#### [WHAT YOU HAVE TO DO]
No pictures go into the copy. Write out exactly the lines below from the one containing "What React, TypeScript" through the one containing "border-b-[#b3322c] bg-linear-to-b from-[#ee5f5b]".
* START GIVEN INFORMATION *
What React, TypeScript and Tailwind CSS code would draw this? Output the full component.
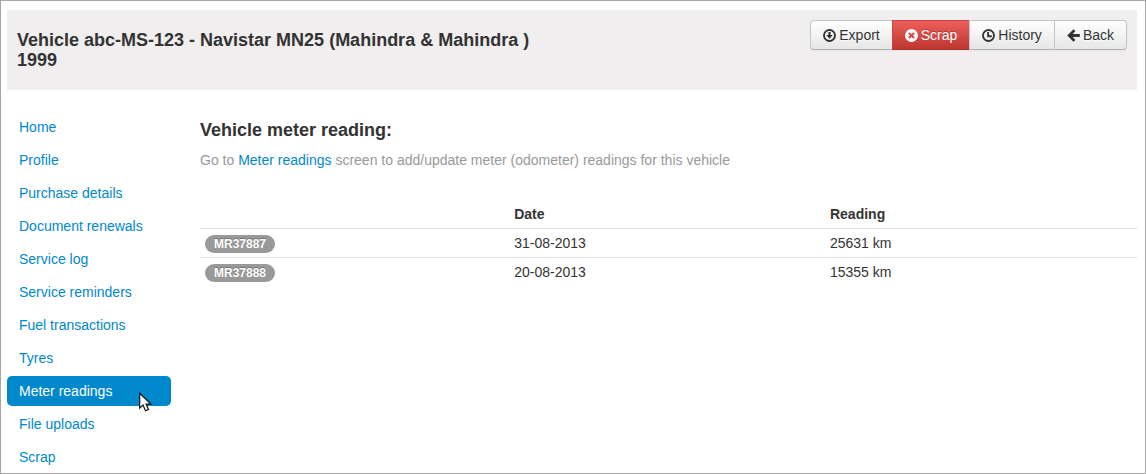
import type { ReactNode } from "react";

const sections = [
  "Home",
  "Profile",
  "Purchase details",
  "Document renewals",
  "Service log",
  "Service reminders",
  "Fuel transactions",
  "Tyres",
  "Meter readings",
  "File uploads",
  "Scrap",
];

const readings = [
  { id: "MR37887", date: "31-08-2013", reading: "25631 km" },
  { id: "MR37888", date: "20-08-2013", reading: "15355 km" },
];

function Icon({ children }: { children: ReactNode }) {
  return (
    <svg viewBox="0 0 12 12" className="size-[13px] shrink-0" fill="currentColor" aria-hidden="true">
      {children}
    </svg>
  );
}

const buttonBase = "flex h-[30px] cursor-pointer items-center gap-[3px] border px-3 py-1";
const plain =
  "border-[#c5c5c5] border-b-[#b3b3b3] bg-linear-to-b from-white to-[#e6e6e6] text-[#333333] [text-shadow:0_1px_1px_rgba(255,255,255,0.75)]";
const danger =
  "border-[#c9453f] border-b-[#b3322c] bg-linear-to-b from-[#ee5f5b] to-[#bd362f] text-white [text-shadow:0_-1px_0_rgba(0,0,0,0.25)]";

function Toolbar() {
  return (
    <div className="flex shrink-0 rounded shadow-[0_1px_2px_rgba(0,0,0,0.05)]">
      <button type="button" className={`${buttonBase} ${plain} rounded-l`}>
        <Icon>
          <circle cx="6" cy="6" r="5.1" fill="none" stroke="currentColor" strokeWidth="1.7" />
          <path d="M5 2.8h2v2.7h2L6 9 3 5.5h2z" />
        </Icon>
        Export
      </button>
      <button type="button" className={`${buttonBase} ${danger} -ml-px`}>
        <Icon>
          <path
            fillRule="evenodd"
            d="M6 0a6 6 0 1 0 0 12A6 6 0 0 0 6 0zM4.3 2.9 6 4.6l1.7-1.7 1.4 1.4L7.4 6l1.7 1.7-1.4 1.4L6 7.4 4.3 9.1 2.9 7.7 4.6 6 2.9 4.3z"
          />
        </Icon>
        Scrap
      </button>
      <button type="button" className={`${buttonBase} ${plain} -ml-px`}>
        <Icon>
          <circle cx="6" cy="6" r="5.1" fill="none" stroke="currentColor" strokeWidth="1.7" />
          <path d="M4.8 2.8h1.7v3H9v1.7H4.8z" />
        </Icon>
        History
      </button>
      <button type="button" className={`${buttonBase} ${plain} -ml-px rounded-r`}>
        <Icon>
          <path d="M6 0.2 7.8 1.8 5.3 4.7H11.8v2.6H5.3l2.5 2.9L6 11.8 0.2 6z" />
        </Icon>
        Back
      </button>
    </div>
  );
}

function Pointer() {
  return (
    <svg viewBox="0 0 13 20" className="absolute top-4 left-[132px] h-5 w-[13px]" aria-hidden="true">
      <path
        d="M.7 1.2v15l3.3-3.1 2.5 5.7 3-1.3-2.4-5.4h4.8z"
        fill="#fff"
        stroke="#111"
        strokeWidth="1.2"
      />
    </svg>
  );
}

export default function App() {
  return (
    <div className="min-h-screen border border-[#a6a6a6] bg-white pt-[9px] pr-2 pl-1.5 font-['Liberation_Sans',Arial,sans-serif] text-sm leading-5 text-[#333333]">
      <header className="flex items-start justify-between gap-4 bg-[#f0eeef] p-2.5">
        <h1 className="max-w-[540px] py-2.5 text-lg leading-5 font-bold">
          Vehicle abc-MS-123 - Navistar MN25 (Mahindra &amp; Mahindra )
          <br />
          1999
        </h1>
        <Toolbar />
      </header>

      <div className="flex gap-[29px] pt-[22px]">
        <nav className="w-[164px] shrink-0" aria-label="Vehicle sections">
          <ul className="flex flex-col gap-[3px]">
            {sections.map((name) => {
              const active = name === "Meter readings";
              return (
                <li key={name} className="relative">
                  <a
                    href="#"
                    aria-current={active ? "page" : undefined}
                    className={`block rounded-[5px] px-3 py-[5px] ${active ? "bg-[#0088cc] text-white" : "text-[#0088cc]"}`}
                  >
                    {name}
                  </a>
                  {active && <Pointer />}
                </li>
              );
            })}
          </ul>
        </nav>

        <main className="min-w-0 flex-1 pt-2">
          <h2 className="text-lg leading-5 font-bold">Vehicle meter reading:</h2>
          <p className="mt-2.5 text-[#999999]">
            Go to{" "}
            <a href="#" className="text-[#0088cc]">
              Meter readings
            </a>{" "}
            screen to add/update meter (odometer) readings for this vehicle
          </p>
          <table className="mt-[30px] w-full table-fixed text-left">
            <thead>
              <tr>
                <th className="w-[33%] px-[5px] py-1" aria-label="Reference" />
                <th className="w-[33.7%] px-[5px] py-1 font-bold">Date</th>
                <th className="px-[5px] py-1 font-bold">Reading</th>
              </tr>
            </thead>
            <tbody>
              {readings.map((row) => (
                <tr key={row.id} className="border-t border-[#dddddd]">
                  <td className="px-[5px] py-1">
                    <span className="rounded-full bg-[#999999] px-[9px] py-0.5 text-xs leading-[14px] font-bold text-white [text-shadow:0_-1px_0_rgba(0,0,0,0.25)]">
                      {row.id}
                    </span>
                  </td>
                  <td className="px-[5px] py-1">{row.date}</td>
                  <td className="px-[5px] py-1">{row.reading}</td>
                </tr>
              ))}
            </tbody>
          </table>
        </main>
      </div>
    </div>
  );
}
* END GIVEN INFORMATION *
* START GIVEN INFORMATION *
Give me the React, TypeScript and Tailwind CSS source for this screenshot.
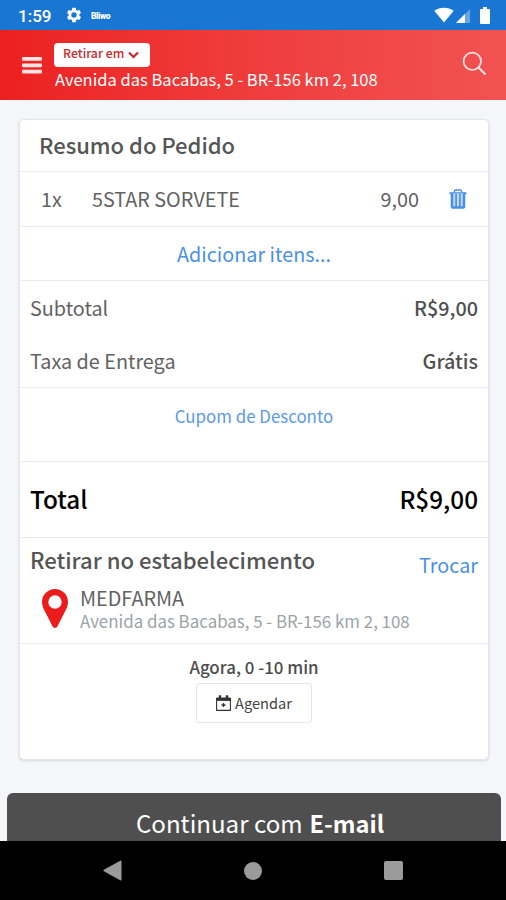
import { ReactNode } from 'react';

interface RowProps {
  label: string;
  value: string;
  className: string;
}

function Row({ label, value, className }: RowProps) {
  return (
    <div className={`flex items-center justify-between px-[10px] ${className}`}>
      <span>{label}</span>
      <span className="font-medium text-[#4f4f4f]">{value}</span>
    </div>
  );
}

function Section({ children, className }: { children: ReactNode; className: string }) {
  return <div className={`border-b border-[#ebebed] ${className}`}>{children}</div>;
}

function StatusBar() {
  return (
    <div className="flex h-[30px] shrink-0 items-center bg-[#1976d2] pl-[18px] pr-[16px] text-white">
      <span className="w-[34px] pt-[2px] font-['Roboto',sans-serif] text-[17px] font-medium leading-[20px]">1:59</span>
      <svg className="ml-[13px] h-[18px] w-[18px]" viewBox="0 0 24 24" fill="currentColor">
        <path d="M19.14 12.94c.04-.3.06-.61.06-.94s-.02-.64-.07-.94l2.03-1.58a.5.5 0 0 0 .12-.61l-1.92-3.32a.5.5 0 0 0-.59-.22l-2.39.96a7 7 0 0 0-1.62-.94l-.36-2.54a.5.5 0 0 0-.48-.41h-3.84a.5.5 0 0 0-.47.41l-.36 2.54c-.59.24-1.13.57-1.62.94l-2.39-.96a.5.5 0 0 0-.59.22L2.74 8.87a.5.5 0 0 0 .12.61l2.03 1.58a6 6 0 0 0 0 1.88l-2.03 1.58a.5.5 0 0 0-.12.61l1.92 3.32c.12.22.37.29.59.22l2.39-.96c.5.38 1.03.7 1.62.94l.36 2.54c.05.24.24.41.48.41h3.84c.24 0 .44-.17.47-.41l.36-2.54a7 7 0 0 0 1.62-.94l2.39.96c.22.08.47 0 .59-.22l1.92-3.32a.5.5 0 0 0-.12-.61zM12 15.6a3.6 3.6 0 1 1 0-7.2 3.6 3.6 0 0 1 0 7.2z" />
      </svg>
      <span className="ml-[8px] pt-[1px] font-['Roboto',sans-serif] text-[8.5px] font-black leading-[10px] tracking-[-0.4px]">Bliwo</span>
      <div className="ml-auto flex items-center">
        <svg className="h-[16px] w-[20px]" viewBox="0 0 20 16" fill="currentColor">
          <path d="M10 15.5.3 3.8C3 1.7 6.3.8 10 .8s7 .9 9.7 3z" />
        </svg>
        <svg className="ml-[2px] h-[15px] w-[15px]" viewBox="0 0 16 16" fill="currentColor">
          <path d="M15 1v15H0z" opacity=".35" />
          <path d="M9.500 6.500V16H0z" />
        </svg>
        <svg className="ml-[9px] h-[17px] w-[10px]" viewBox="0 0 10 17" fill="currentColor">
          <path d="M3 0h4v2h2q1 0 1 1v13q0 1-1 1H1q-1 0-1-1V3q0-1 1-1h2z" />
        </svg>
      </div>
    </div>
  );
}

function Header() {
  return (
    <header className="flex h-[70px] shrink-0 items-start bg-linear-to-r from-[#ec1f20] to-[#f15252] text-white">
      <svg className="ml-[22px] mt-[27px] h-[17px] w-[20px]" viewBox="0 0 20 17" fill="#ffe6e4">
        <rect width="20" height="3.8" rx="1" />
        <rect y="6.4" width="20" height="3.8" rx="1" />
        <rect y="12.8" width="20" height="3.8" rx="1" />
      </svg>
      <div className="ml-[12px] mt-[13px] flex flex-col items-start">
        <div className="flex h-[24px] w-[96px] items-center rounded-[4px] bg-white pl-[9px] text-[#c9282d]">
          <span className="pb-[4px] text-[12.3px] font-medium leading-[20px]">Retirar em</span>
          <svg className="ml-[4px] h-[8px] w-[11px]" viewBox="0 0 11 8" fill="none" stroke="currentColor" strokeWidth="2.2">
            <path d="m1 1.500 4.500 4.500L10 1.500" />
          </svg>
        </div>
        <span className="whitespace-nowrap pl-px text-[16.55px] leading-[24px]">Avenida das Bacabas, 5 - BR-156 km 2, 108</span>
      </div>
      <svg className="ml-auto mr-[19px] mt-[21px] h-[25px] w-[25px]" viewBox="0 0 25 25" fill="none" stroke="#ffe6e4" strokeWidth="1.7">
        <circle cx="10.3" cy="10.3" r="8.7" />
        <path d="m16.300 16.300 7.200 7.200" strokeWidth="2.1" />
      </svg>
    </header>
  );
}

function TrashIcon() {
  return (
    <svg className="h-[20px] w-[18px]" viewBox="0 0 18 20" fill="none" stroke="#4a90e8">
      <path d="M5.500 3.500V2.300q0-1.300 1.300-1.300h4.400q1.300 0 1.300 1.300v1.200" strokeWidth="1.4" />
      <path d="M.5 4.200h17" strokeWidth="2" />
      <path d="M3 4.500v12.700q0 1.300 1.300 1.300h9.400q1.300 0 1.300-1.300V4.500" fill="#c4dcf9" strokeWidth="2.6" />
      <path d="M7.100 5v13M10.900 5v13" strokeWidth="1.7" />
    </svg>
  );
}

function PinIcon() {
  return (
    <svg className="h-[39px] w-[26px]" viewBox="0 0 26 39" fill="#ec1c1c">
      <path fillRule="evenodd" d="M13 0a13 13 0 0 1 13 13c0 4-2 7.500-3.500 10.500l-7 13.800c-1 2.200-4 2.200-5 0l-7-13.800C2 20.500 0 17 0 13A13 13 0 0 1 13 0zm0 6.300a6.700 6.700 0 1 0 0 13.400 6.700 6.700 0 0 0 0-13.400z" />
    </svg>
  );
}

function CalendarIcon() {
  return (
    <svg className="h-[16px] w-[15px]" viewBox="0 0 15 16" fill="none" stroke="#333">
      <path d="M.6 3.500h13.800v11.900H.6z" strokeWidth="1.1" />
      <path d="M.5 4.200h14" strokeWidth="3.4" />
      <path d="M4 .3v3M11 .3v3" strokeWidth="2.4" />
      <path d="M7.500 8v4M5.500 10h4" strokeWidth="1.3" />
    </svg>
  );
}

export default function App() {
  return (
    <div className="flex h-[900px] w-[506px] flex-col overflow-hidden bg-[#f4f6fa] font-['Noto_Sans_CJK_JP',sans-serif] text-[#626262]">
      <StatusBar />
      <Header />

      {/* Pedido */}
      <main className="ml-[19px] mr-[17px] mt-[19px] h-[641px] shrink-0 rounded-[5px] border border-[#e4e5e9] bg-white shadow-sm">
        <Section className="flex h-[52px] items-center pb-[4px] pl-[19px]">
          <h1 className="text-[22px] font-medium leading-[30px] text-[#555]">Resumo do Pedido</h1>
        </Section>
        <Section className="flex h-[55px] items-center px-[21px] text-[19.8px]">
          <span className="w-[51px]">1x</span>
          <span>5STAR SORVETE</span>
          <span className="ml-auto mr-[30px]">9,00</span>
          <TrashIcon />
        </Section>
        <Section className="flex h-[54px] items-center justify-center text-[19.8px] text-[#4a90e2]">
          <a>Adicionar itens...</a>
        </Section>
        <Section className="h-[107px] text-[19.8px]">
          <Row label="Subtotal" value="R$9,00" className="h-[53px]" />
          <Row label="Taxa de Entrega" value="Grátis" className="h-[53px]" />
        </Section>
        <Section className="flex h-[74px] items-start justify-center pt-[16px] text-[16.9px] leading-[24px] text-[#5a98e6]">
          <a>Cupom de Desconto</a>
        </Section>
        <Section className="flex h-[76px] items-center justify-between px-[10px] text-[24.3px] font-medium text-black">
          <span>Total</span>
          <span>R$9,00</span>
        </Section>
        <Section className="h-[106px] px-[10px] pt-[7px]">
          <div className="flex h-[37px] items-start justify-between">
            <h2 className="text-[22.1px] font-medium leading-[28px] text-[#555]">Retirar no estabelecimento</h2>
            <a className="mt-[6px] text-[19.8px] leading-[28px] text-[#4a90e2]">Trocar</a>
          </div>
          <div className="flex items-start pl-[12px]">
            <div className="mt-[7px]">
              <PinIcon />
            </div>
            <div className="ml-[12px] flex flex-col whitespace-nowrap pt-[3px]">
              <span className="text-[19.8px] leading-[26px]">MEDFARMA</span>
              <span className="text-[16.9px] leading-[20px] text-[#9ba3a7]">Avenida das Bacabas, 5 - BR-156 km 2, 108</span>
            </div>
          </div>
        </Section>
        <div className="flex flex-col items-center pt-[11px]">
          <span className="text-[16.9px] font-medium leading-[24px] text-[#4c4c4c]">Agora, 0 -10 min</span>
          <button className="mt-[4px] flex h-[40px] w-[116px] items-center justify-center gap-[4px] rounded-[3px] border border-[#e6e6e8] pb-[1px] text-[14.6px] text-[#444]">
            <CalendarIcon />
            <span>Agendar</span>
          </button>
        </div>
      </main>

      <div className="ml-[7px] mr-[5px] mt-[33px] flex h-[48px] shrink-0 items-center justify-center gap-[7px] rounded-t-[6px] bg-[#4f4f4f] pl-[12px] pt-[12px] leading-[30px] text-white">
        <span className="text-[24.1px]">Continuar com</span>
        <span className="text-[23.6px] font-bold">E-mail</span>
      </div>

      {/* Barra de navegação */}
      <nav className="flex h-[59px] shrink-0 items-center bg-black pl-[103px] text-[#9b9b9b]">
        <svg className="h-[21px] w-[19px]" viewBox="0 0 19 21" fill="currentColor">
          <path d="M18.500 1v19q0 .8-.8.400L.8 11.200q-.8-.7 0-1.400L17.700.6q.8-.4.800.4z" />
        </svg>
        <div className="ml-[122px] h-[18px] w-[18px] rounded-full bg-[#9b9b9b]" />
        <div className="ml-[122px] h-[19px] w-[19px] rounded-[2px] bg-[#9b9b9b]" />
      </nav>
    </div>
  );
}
* END GIVEN INFORMATION *
#### [ANSWER TO THIS TASK]
What React, TypeScript and Tailwind CSS code would draw this? Output the full component.
import type { ReactNode } from "react";

const sections = [
  "Home",
  "Profile",
  "Purchase details",
  "Document renewals",
  "Service log",
  "Service reminders",
  "Fuel transactions",
  "Tyres",
  "Meter readings",
  "File uploads",
  "Scrap",
];

const readings = [
  { id: "MR37887", date: "31-08-2013", reading: "25631 km" },
  { id: "MR37888", date: "20-08-2013", reading: "15355 km" },
];

function Icon({ children }: { children: ReactNode }) {
  return (
    <svg viewBox="0 0 12 12" className="size-[13px] shrink-0" fill="currentColor" aria-hidden="true">
      {children}
    </svg>
  );
}

const buttonBase = "flex h-[30px] cursor-pointer items-center gap-[3px] border px-3 py-1";
const plain =
  "border-[#c5c5c5] border-b-[#b3b3b3] bg-linear-to-b from-white to-[#e6e6e6] text-[#333333] [text-shadow:0_1px_1px_rgba(255,255,255,0.75)]";
const danger =
  "border-[#c9453f] border-b-[#b3322c] bg-linear-to-b from-[#ee5f5b] to-[#bd362f] text-white [text-shadow:0_-1px_0_rgba(0,0,0,0.25)]";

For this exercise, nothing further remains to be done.